Mandated by the Mineral and Petroleum Resources Development Act, SLPs aim to promote employment, advance community welfare, help transform the mining industry and contribute to developing the areas where mines operate. According to SRK Consulting partner and principal consultant Darryll Kilian, one of the shortfalls is that communities often have limited input into SLP planning and implementation.
“It is certainly the case that more consultation is required in the formulation and implementation of SLPs,” argued Kilian. “Such engagement can help to open up opportunities and consolidate buy-in for when projects are finally rolled out.”
Recent research has shown that community feedback highlights how little involvement respondents have in the SLP planning process, with lack of public participation being a key opportunity for further optimisation in the mineral benefits system.
With little influence on the content of an SLP, mining communities often express reservations about whether SLP projects really target their needs, he said. Responding to this meant applying various interventions which included more awareness raising and greater efforts to engage a wider audience. There was a concern that mines often consult with only a narrow range of local interests – such as traditional leaders and politically connected individuals.
He argued that a detailed process of stakeholder mapping has proved to be valuable in establishing a strong starting point for community engagement and consultation.
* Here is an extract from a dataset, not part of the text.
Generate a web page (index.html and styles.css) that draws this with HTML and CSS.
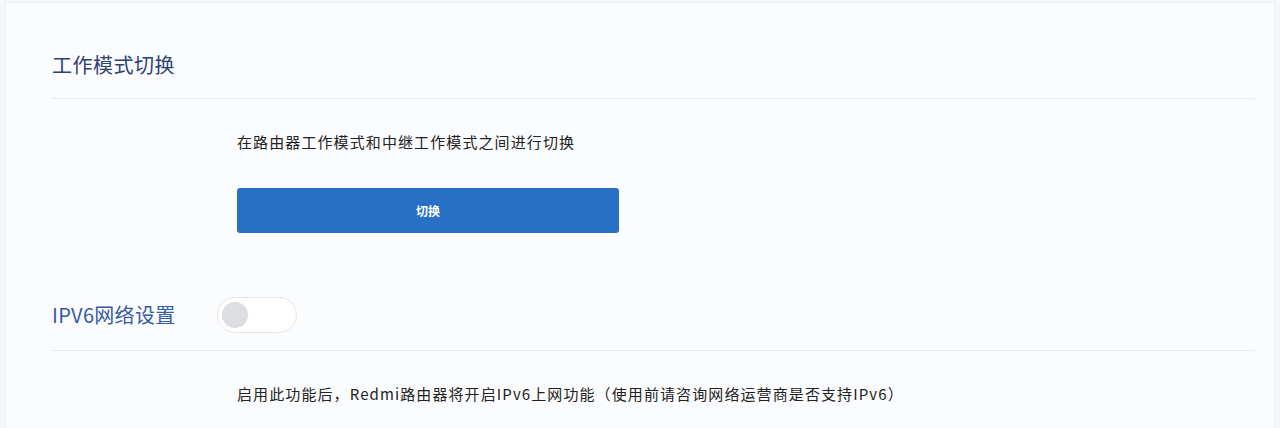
FILE: index.html
```html
<!DOCTYPE html>
<html lang="zh-CN">
  <head>
    <meta charset="UTF-8" />
    <meta name="viewport" content="width=device-width, initial-scale=1.0" />
    <title>工作模式切换</title>
    <link rel="stylesheet" href="styles.css">
  </head>
  <body>
    <div class="panel">
      <div class="section-head">
        <h2 class="section-title">工作模式切换</h2>
      </div>
      <div class="section-body">
        <p class="desc">在路由器工作模式和中继工作模式之间进行切换</p>
        <button class="btn-primary" type="button">切换</button>
      </div>

      <div class="section-head row">
        <h2 class="section-title blue">IPV6网络设置</h2>
        <span class="switch"><span class="knob"></span></span>
      </div>
      <div class="section-body">
        <p class="desc">启用此功能后，Redmi路由器将开启IPv6上网功能（使用前请咨询网络运营商是否支持IPv6）</p>
      </div>
    </div>
  </body>
</html>
```
FILE: styles.css
```css
body {
  margin: 0;
  background: #f5f7fa;
  font-family: "Noto Sans CJK SC", "Noto Sans", sans-serif;
  color: #333;
}
.panel {
  margin: 2px 5px 0;
  height: 426px;
  background: #fbfcfe;
  border-top: 1px solid #eceff3;
  border-left: 1px solid #f0f2f5;
  border-right: 1px solid #f0f2f5;
  padding: 0 19px 0 46px;
  box-sizing: border-box;
}
.section-head {
  padding: 48px 0 19px;
  border-bottom: 1px solid #e6e9ee;
}
.section-title {
  margin: 0;
  font-size: 20px;
  font-weight: 400;
  line-height: 28px;
  color: #2d4270;
  letter-spacing: 0.5px;
}
.section-title.blue {
  color: #3659a3;
  width: 165px;
  letter-spacing: 0.3px;
}
.row {
  display: flex;
  align-items: center;
  padding: 0 0 17px;
  margin-top: 64px;
}
.section-body {
  padding: 34px 0 0 185px;
}
.desc {
  margin: 0;
  font-size: 15px;
  line-height: 18px;
  letter-spacing: 1.1px;
  color: #222;
}
.btn-primary {
  display: block;
  margin-top: 37px;
  width: 382px;
  height: 45px;
  border: none;
  border-radius: 3px;
  background: #2770c6;
  color: #fff;
  font-family: inherit;
  font-size: 12px;
  font-weight: 700;
}
.switch {
  width: 80px;
  height: 36px;
  box-sizing: border-box;
  border: 1px solid #e3e6ea;
  border-radius: 18px;
  background: #fff;
  display: flex;
  align-items: center;
  padding-left: 4px;
}
.knob {
  width: 26px;
  height: 26px;
  border-radius: 50%;
  background: #dcdee2;
}
```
It was also important to maintain community involvement throughout the SLP life cycle – as projects and initiatives were tested and rolled out.
Integrated Development Plans
It is accepted that SLPs should align with the local municipality’s Integrated Development Plan (IDP), to enhance the momentum of government efforts on the ground. At the same time, IDPs focus on a wider range of concerns than SLPs – such as attracting investors and building the local economy.
“Some researchers have warned that, in taking municipal IDPs into account, mines should not limit themselves to consultation with the municipality – as a replacement for direct community engagement,” he said. “Communities often do not have meaningful influence over what goes into the IDP, and the IDP has to aggregate the full range of local interests – including local business and well-resourced segments of the community.”
In contrast, SLPs are aimed specifically at developing poorer and marginalised segments of the community. Kilian highlighted that the decline in basic service delivery by many municipalities was making this task more onerous.
“The SLP is a condition of each operation’s mining right, so mines have tended to embark on their SLPs and related projects on their own – trying to make the best use of their own limited resources,” said Kilian. “Over time, it is becoming clearer that this approach is not optimal in delivering the positive impacts that stakeholders are looking for.”
“As infrastructure and services have often eroded in mining areas, a mine-by-mine response is becoming increasingly ineffective,” he explained. “Rather than focusing SLPs only on immediate mining communities, there is now a need for collaboration across wider mining regions.”
Kilian noted that large mining companies for whom SRK has conducted or reviewed SLPs have already begun considering this broader level of planning and cooperation. The linking up is necessary not just between mines, but between mining companies and well-resourced partners like international development finance institutions and donors.
“Where multiple mines can pool their ideas, strategies and resources, they can consider approaching development agencies to make more significant investments in key infrastructure that may have a benefit over a much larger area,” he said. “While this widens the focus of each mine’s SLP, these larger interventions will still have a direct and positive impact on the mine’s local community.”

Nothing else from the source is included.